* start Given information *
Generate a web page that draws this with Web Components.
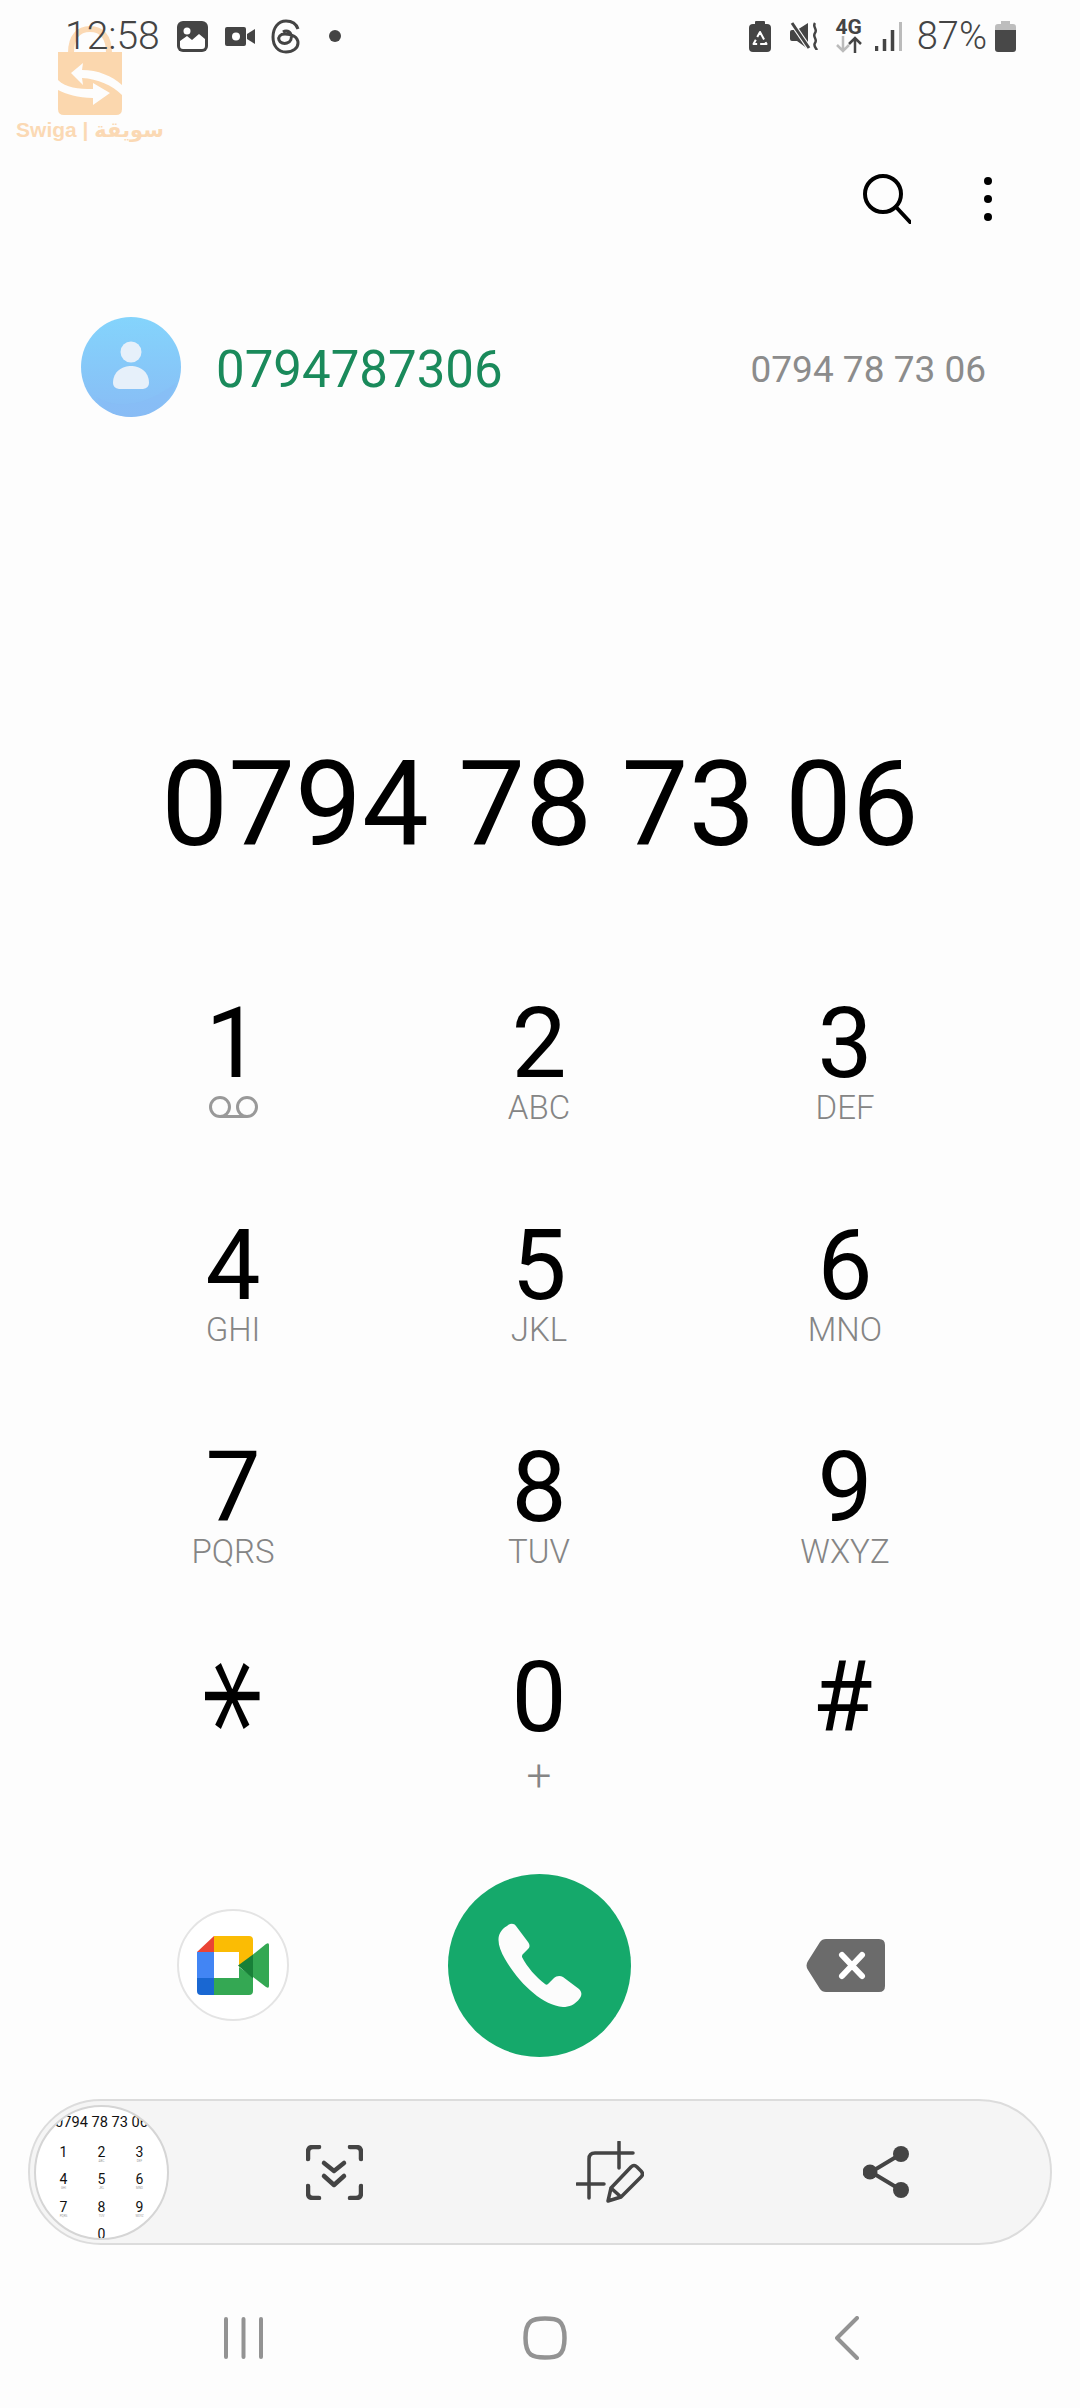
<!DOCTYPE html>
<html>
<head>
<meta charset="utf-8">
<title>Phone</title>
<style>
  html, body { margin: 0; background: #fdfdfd; }
  body { font-family: Roboto, sans-serif; }
  dial-key .plus { margin-top: 28px; font-size: 44px; }
  dial-key .voicemail { margin-top: 6px; }
  dial-key .hash { margin-right: 5px; }
  dial-key .star-glyph { display: inline-block; font-family: "DejaVu Sans", sans-serif; font-size: 150px; line-height: 100px; transform: translate(-21px, -2px) rotate(90deg) scale(1, .8); }
</style>
</head>
<body>
<dialer-app>
  <swiga-mark></swiga-mark>
  <status-bar></status-bar>
  <dial-toolbar></dial-toolbar>
  <contact-match number="0794787306" formatted="0794 78 73 06"></contact-match>
  <number-display>0794 78 73 06</number-display>
  <dial-pad>
    <dial-key>1<svg slot="sub" class="voicemail" width="49" height="22" viewBox="0 0 49 22" fill="none" stroke="#999" stroke-width="3"><circle cx="11" cy="11" r="9.5"/><circle cx="38" cy="11" r="9.5"/><path d="M11 20.5h27"/></svg></dial-key>
    <dial-key>2<span slot="sub">ABC</span></dial-key>
    <dial-key>3<span slot="sub">DEF</span></dial-key>
    <dial-key>4<span slot="sub">GHI</span></dial-key>
    <dial-key>5<span slot="sub">JKL</span></dial-key>
    <dial-key>6<span slot="sub">MNO</span></dial-key>
    <dial-key>7<span slot="sub">PQRS</span></dial-key>
    <dial-key>8<span slot="sub">TUV</span></dial-key>
    <dial-key>9<span slot="sub">WXYZ</span></dial-key>
    <dial-key><span class="star-glyph">*</span></dial-key>
    <dial-key>0<span slot="sub" class="plus">+</span></dial-key>
    <dial-key><span class="hash">#</span></dial-key>
  </dial-pad>
  <call-actions></call-actions>
  <capture-bar><mini-dialer slot="thumb"></mini-dialer></capture-bar>
  <nav-bar></nav-bar>
</dialer-app>

<script>
const define = (name, html) => {
    customElements.define(name, class extends HTMLElement {
        constructor() {
            super();
            this.attachShadow({ mode: 'open' }).innerHTML = html;
        }
    });
};

define('dialer-app', `
<style>
  :host { display: flex; flex-direction: column; position: relative; width: 1080px; height: 2408px; overflow: hidden; background: #fdfdfd; }
</style>
<slot></slot>`);

define('swiga-mark', `
<style>
  :host { position: absolute; left: 8px; top: 26px; width: 164px; display: flex; flex-direction: column; align-items: center; }
  svg { display: block; }
  span { margin-top: 2px; font: bold 21px/26px "Liberation Sans", "DejaVu Sans", sans-serif; color: #fbd9b4; white-space: nowrap; }
</style>
<svg width="64" height="89" viewBox="0 0 64 89">
  <path d="M13 27C13 10 21 3 32 3s19 7 19 24" fill="none" stroke="#fbd9b4" stroke-width="6"/>
  <path d="M0 26h64v57q0 6-6 6H6q-6 0-6-6z" fill="#fbd7ae"/>
  <g transform="translate(0 26)" fill="#fdfdfd">
    <path d="M13 21L25 11l-1 7c16 0 30 6 40 15v10C54 33 40 27 24 26l1 7z"/>
    <path d="M0 28c8 8 20 9 35 9v-6l17 10-17 12v-7C20 46 8 42 0 38z"/>
  </g>
</svg>
<span>Swiga | سويقة</span>`);

define('status-bar', `
<style>
  :host { display: flex; align-items: center; position: relative; height: 72px; padding: 0 64px 0 65px; color: #444; font-size: 38px; font-weight: 300; }
  svg { display: block; flex: none; }
  .left, .right { display: flex; align-items: center; }
  .right { margin-left: auto; }
  .time { font-size: 39px; }
  .net { display: flex; flex-direction: column; align-items: center; font: bold 21px/17px Roboto, sans-serif; margin: 0 13px 0 16px; }
</style>
<div class="left">
  <span class="time">12:58</span>
  <svg style="margin-left:17px" width="31" height="31" viewBox="0 0 31 31"><rect width="31" height="31" rx="6" fill="#444"/><circle cx="10" cy="10" r="3.5" fill="#fff"/><path d="M3 20l7-5 5 4 7-6 6 5v7q0 3-3 3H6q-3 0-3-3z" fill="#fff"/></svg>
  <svg style="margin-left:17px" width="30" height="19" viewBox="0 0 30 19"><rect width="21" height="19" rx="2" fill="#444"/><circle cx="11" cy="9.5" r="4" fill="#fff"/><path d="M22 7l8-5v15l-8-5z" fill="#444"/></svg>
  <svg style="margin-left:16px" width="30" height="35" viewBox="0 0 30 35" fill="none" stroke="#444" stroke-width="3"><path d="M27 10C25 4 20 2 15 2 7 2 2 9 2 18c0 9 5 15 13 15 7 0 12-4 12-9 0-6-6-9-13-9-5 0-7 3-6 6 1 3 5 4 8 3 4-1 5-5 4-8-1-4-5-5-8-3"/></svg>
  <svg style="margin-left:28px" width="12" height="12" viewBox="0 0 12 12"><circle cx="6" cy="6" r="6" fill="#444"/></svg>
</div>
<div class="right">
  <svg width="22" height="31" viewBox="0 0 22 31"><rect x="6" width="10" height="5" rx="1" fill="#444"/><rect y="3" width="22" height="28" rx="4" fill="#444"/><path d="M11 11l6.500 12H4.500z" fill="none" stroke="#fff" stroke-width="2" stroke-dasharray="8.500 3" stroke-linejoin="round"/></svg>
  <svg style="margin-left:19px" width="29" height="28" viewBox="0 0 29 28"><path d="M0 10q0-2 2-2h5l11-7v26L7 19H2q-2 0-2-2z" fill="#444"/><path d="M2 1l17 25" stroke="#fdfdfd" stroke-width="5"/><path d="M2 1l17 25" stroke="#444" stroke-width="3"/><path d="M25 1c-3 4 3 6 0 10s3 6 0 10c-2 3 1 5 2 7" fill="none" stroke="#444" stroke-width="2.500"/></svg>
  <div class="net">4G<svg width="26" height="17" viewBox="0 0 26 17" fill="none" stroke-width="2.500"><path d="M7 0v15M1 9l6 6 6-6" stroke="#bbb"/><path d="M19 17V2M13 8l6-6 6 6" stroke="#444"/></svg></div>
  <svg width="27" height="29" viewBox="0 0 27 29"><path d="M1.500 24v5M9.500 17v12M17.500 8v21" stroke="#444" stroke-width="3.500"/><path d="M25.500 0v29" stroke="#bbb" stroke-width="3"/></svg>
  <span style="margin-left:15px">87%</span>
  <svg style="margin-left:8px" width="21" height="31" viewBox="0 0 21 31"><path d="M6 0h9v3h3q3 0 3 3v5H0V6q0-3 3-3h3z" fill="#bdbdbd"/><path d="M0 9h21v19q0 3-3 3H3q-3 0-3-3z" fill="#484848"/></svg>
</div>`);

define('dial-toolbar', `
<style>
  :host { display: flex; justify-content: flex-end; align-items: center; gap: 73px; height: 90px; margin-top: 82px; padding-right: 88px; }
  svg { display: block; }
</style>
<svg width="48" height="50" viewBox="0 0 48 50" fill="none" stroke="#000" stroke-width="4"><circle cx="20" cy="20" r="18"/><path d="M33 33l14 15" stroke-linecap="round"/></svg>
<svg width="8" height="44" viewBox="0 0 8 44"><circle cx="4" cy="4" r="4"/><circle cx="4" cy="22" r="4"/><circle cx="4" cy="40" r="4"/></svg>`);

customElements.define('contact-match', class extends HTMLElement {
    constructor() {
        super();
        this.attachShadow({ mode: 'open' }).innerHTML = `
<style>
  :host { display: flex; align-items: center; height: 110px; margin-top: 68px; padding: 0 94px 0 81px; }
  svg { display: block; flex: none; }
  span { padding-top: 4px; }
  .name { margin-left: 35px; font-size: 51px; color: #1a8a5b; }
  .num { margin-left: auto; font-size: 37px; color: #8c8c8c; }
</style>
<svg width="100" height="100" viewBox="0 0 100 100">
  <defs><linearGradient id="av" x1="0" y1="0" x2="0" y2="1"><stop offset="0" stop-color="#84d4fc"/><stop offset="1" stop-color="#88bcf5"/></linearGradient></defs>
  <circle cx="50" cy="50" r="50" fill="url(#av)"/>
  <path d="M15 80Q50 100 95 66 85 95 50 100 28 100 15 80z" fill="#88bcf5" opacity=".5"/>
  <circle cx="50" cy="35" r="10.500" fill="#e6f0fa"/>
  <path d="M32 66c0-12 10-17 18-17s18 5 18 17q0 5-6 6H38q-6-1-6-6z" fill="#e6f0fa"/>
</svg>
<span class="name"></span><span class="num"></span>`;
    }

    connectedCallback() {
        this.shadowRoot.querySelector('.name').textContent = this.getAttribute('number');
        this.shadowRoot.querySelector('.num').textContent = this.getAttribute('formatted');
    }
});

define('number-display', `
<style>
  :host { display: block; height: 160px; margin-top: 303px; text-align: center; font-size: 119px; line-height: 160px; color: #000; }
</style>
<slot></slot>`);

define('dial-pad', `
<style>
  :host { display: grid; grid-template-columns: repeat(3, 306px); grid-template-rows: 222px 222px 210px 334px; padding: 0 80px; height: 988px; }
</style>
<slot></slot>`);

define('dial-key', `
<style>
  :host { display: flex; flex-direction: column; align-items: center; padding-top: 109px; box-sizing: border-box; font-size: 98px; line-height: 100px; color: #000; }
  .digit { height: 96px; display: block; }
  .sub { display: flex; align-items: center; justify-content: center; height: 36px; font-size: 33px; font-weight: 300; line-height: 36px; color: #858585; }
</style>
<span class="digit"><slot></slot></span>
<span class="sub"><slot name="sub"></slot></span>`);

define('call-actions', `
<style>
  :host { display: grid; grid-template-columns: repeat(3, 306px); justify-items: center; align-items: center; height: 184px; padding: 0 80px; }
  svg { display: block; }
  .meet { display: flex; align-items: center; justify-content: center; width: 112px; height: 112px; box-sizing: border-box; border: 2px solid #e4e4e4; border-radius: 50%; background: #fff; }
  .call { display: flex; align-items: center; justify-content: center; width: 183px; height: 183px; border-radius: 50%; background: #15a96b; }
</style>
<div class="meet">
  <svg width="72" height="59" viewBox="0 0 72 59">
    <path d="M17 0L0 16h17z" fill="#ea4335"/>
    <path d="M0 16h17v26H0z" fill="#4285f4"/>
    <path d="M0 42h17v17H4q-4 0-4-4z" fill="#1967d2"/>
    <path d="M17 0h35q4 0 4 4v17L42 31V16H17z" fill="#fbbc04"/>
    <path d="M17 42h25V31l14 10v14q0 4-4 4H17z" fill="#34a853"/>
    <path d="M41 29.500l15-11v24z" fill="#188038"/>
    <path d="M56 18.500L69 8q3-2 3 1v41q0 3-3 1L56 41z" fill="#34a853"/>
  </svg>
</div>
<div class="call">
  <svg width="85" height="84" viewBox="0 0 85 84"><path d="M10 3c3-3 7-3 9 0l12 16c2 3 2 5 0 7l-5 5c-1 1-1 2-1 3 5 10 14 20 23 27 1 1 2 1 3 0l6-6c2-2 6-3 9-1l16 12c3 3 3 6 1 9-5 7-11 9-17 9C45 82 22 60 8 36 0 22-2 10 10 3z" fill="#fcfcfc"/></svg>
</div>
<svg width="79" height="53" viewBox="0 0 79 53"><path d="M2 22L14 3q2-3 6-3h53q6 0 6 6v41q0 6-6 6H20q-4 0-6-3L2 31q-3-4.500 0-9z" fill="#6b6b6b"/><path d="M36 16l20 21M56 16L36 37" stroke="#fff" stroke-width="6" stroke-linecap="round"/></svg>`);

define('capture-bar', `
<style>
  :host { display: grid; grid-template-columns: 162px repeat(3, 276px); justify-items: center; align-items: center; box-sizing: border-box; height: 146px; margin: 42px 28px 0; padding-left: 4px; border: 2px solid #dcdcdc; border-radius: 73px; background: #f5f5f5; }
  svg { display: block; }
  ::slotted(mini-dialer) { justify-self: start; }
</style>
<slot name="thumb"></slot>
<svg width="57" height="55" viewBox="0 0 57 55" fill="none" stroke="#444" stroke-width="4.500" stroke-linecap="round" stroke-linejoin="round"><path d="M2 14V7q0-5 5-5h6M44 2h6q5 0 5 5v7M2 41v7q0 5 5 5h6M44 53h6q5 0 5-5v-7"/><path d="M18 18l10 8 10-8M18 31l10 9 10-9"/></svg>
<svg width="68" height="62" viewBox="0 0 68 62" fill="none" stroke="#444" stroke-width="3.500" stroke-linecap="round" stroke-linejoin="round"><path d="M13 57V18q0-6 6-6h38M43 1v26M1 43h27"/><path d="M32 60l3-13 20-21q3-3 6 0l4 4q3 3 0 6L45 56zM35 47l10 9"/></svg>
<svg width="46" height="52" viewBox="0 0 46 52"><path d="M38 8L8 26l30 18" fill="none" stroke="#444" stroke-width="4"/><circle cx="38" cy="8" r="8" fill="#444"/><circle cx="7" cy="26" r="7.500" fill="#444"/><circle cx="38" cy="44" r="8" fill="#444"/></svg>`);

define('mini-dialer', `
<style>
  :host { display: block; position: relative; width: 135px; height: 135px; box-sizing: border-box; border: 2px solid #d5d5d5; border-radius: 50%; background: #fff; overflow: hidden; color: #111; }
  .num { margin-top: 6px; text-align: center; font-size: 14.600px; line-height: 18px; white-space: nowrap; }
  .grid { display: grid; grid-template-columns: repeat(3, 38px); grid-auto-rows: 27.500px; justify-content: center; margin-top: 14px; text-align: center; font-size: 14px; line-height: 14px; }
  small { display: block; font-size: 3px; line-height: 4px; color: #999; }
</style>
<div class="num">0794 78 73 06</div>
<div class="grid">
  <span>1</span><span>2<small>ABC</small></span><span>3<small>DEF</small></span>
  <span>4<small>GHI</small></span><span>5<small>JKL</small></span><span>6<small>MNO</small></span>
  <span>7<small>PQRS</small></span><span>8<small>TUV</small></span><span>9<small>WXYZ</small></span>
  <span></span><span>0</span><span></span>
</div>`);

define('nav-bar', `
<style>
  :host { display: grid; grid-template-columns: repeat(3, 302px); justify-items: center; align-items: center; height: 88px; margin-top: 49px; padding-left: 92px; }
  svg { display: block; }
</style>
<svg width="39" height="42" viewBox="0 0 39 42" stroke="#939393" stroke-width="4" stroke-linecap="round"><path d="M2 2v38M19.500 2v38M37 2v38"/></svg>
<svg width="44" height="44" viewBox="0 0 44 44" fill="none" stroke="#939393" stroke-width="4.500"><path d="M22 2.500c12 0 19.500 1 19.500 19.500S34 41.500 22 41.500 2.500 40 2.500 22 10 2.500 22 2.500z"/></svg>
<svg width="24" height="44" viewBox="0 0 24 44" fill="none" stroke="#939393" stroke-width="4" stroke-linecap="round" stroke-linejoin="round"><path d="M22 2L2 22l20 20"/></svg>`);
</script>
</body>
</html>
* end Given information *
Exercise: Look through the lines above and collect those with the word "this".

Answer in full:
Generate a web page that draws this with Web Components.
            this.attachShadow({ mode: 'open' }).innerHTML = html;
        this.attachShadow({ mode: 'open' }).innerHTML = `
        this.shadowRoot.querySelector('.name').textContent = this.getAttribute('number');
        this.shadowRoot.querySelector('.num').textContent = this.getAttribute('formatted');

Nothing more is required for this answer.